Board Deck Auto-Assembly
CEOs at companies with 20-200 employees spend 12-15 hours per month building board decks. That's three half-days of pulling numbers from Stripe, cross-referencing pipeline data in HubSpot, and writing the narrative that makes those numbers mean something.
Your agent does all of it. Every month, it pulls live data from 6+ sources, writes the commentary, and drops a draft deck in your Slack — 48 hours before the meeting. You review, edit, present. Done.
Board decks shouldn't take three half-days to build.
Here's what the typical CEO's board prep looks like: log into Stripe, export MRR and churn data. Open HubSpot, pull pipeline numbers. Check the HRIS for headcount changes. Open Google Sheets for OKR progress. Copy everything into slides. Write the narrative. Realize the numbers don't match. Re-pull. Fix. Repeat.
According to a 2024 FP&A Trends survey, 67% of finance teams still spend more than 10 hours per month on board reporting. For a CEO doing it solo — without a dedicated FP&A hire — that number climbs higher.
Your agent pulls live numbers from 6 tools. You export nothing.
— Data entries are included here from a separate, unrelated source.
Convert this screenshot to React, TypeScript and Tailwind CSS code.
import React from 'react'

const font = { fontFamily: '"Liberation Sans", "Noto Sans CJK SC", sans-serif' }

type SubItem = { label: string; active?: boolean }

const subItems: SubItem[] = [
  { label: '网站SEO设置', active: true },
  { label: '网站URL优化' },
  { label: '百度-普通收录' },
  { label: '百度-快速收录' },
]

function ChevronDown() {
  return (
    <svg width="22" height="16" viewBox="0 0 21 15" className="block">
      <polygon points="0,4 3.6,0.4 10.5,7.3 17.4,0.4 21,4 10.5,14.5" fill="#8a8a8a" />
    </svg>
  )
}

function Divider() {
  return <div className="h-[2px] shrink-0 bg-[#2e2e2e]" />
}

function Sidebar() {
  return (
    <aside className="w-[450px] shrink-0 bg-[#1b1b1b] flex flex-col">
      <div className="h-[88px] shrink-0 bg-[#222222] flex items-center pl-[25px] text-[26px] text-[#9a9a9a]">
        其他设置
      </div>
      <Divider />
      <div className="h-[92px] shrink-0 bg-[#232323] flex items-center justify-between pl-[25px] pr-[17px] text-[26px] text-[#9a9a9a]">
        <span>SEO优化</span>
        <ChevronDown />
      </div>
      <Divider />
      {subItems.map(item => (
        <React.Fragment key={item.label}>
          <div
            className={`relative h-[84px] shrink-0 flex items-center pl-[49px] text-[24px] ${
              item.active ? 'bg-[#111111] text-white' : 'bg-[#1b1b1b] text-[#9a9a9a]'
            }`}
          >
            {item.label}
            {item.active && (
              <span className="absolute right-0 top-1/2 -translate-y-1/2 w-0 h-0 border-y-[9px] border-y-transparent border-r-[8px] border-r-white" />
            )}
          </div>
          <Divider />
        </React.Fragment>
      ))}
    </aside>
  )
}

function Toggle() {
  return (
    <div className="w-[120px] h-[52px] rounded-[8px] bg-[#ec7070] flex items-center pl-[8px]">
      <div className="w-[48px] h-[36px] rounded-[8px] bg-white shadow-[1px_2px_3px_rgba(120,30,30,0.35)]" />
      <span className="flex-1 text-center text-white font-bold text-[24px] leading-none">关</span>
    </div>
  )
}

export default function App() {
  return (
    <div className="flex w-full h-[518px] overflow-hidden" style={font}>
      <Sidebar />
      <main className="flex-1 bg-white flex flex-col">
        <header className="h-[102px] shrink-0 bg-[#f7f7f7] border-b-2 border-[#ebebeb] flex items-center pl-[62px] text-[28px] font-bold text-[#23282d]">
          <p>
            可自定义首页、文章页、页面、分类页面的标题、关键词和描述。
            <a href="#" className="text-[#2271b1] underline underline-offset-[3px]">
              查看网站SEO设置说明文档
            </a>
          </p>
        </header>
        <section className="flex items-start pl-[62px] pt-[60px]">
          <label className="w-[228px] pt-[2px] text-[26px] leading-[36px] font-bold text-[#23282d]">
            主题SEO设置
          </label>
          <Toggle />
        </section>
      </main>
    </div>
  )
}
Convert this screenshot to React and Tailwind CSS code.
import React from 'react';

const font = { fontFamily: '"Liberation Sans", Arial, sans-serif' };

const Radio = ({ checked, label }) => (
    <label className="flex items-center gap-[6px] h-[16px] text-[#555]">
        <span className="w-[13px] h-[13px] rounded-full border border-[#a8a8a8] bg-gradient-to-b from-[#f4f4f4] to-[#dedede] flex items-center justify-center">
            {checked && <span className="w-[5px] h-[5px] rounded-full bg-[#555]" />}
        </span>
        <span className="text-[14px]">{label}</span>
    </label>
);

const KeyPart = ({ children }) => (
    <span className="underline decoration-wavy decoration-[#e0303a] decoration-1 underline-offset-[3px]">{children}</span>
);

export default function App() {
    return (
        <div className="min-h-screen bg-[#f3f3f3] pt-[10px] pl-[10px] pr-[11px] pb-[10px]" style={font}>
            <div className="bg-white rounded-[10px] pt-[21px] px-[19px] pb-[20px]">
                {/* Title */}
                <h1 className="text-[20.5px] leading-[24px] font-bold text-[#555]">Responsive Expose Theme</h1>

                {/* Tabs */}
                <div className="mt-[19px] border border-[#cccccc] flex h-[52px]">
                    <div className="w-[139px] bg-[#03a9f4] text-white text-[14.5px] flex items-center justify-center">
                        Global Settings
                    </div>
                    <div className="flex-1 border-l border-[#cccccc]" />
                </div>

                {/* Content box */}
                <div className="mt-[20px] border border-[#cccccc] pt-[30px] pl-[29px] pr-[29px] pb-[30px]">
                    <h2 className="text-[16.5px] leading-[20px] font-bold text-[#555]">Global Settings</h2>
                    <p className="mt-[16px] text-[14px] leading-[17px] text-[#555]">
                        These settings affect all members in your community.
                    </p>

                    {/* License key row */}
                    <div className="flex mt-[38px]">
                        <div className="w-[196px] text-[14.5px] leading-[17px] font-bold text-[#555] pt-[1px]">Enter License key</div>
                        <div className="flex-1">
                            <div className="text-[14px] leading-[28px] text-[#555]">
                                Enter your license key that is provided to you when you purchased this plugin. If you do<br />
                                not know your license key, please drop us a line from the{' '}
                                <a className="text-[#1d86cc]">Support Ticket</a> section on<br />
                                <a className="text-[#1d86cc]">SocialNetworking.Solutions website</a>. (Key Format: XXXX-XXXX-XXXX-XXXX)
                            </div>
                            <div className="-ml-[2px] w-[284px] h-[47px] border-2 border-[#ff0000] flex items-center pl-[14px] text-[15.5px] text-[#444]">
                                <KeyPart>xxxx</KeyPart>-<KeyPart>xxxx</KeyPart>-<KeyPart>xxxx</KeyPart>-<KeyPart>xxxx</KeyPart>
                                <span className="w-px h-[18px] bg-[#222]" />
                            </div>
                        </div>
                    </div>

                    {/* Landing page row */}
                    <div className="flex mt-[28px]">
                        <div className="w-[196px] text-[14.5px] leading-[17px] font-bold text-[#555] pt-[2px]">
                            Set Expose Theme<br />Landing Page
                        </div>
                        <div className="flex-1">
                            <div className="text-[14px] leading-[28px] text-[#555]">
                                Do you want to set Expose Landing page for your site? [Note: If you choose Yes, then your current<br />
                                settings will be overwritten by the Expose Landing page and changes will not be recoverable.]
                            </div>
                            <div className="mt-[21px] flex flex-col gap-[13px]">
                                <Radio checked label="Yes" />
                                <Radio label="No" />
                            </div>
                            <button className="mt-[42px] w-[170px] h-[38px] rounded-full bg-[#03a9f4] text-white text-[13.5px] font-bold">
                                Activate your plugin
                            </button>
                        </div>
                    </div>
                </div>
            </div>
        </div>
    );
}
On the 3rd of each month (or whenever you schedule it), your agent connects to Stripe, your CRM, accounting software, HRIS, OKR tracker, and Slack. It pulls the exact metrics your board cares about — MRR, churn, pipeline, burn rate, headcount, OKR progress.
Every number is live. Not a screenshot from last Tuesday. Not a CSV someone forgot to update. The agent validates each data point against the prior month to catch anomalies before they end up in your deck.
Numbers don't tell a story. Your agent writes the story.
Most board decks fail because they're data dumps. Slides full of charts with no context. Your board members don't want to interpret raw numbers — they want to know: What happened? Why? What are you doing about it?
Your agent writes that narrative. If MRR dipped, it explains the churn spike and connects it to a specific customer segment. If pipeline grew 30%, it ties it to the SDR hire you made two months ago. Each slide has a headline, a chart, and a 2-3 sentence commentary that makes the number actionable.
Deck in your Slack, 48 hours before the meeting. Not 48 minutes.
The finished draft lands in your Slack DM or email inbox two full days before the board meeting. Not a notification that data is ready. Not a link to a spreadsheet. A complete deck — slides, charts, narrative, executive summary — ready for your review.
You spend 30-45 minutes adding your personal commentary, adjusting tone for specific board members, and reviewing the numbers. Compare that to the 12-15 hours you'd spend doing it yourself. That's 90% of your board prep time back.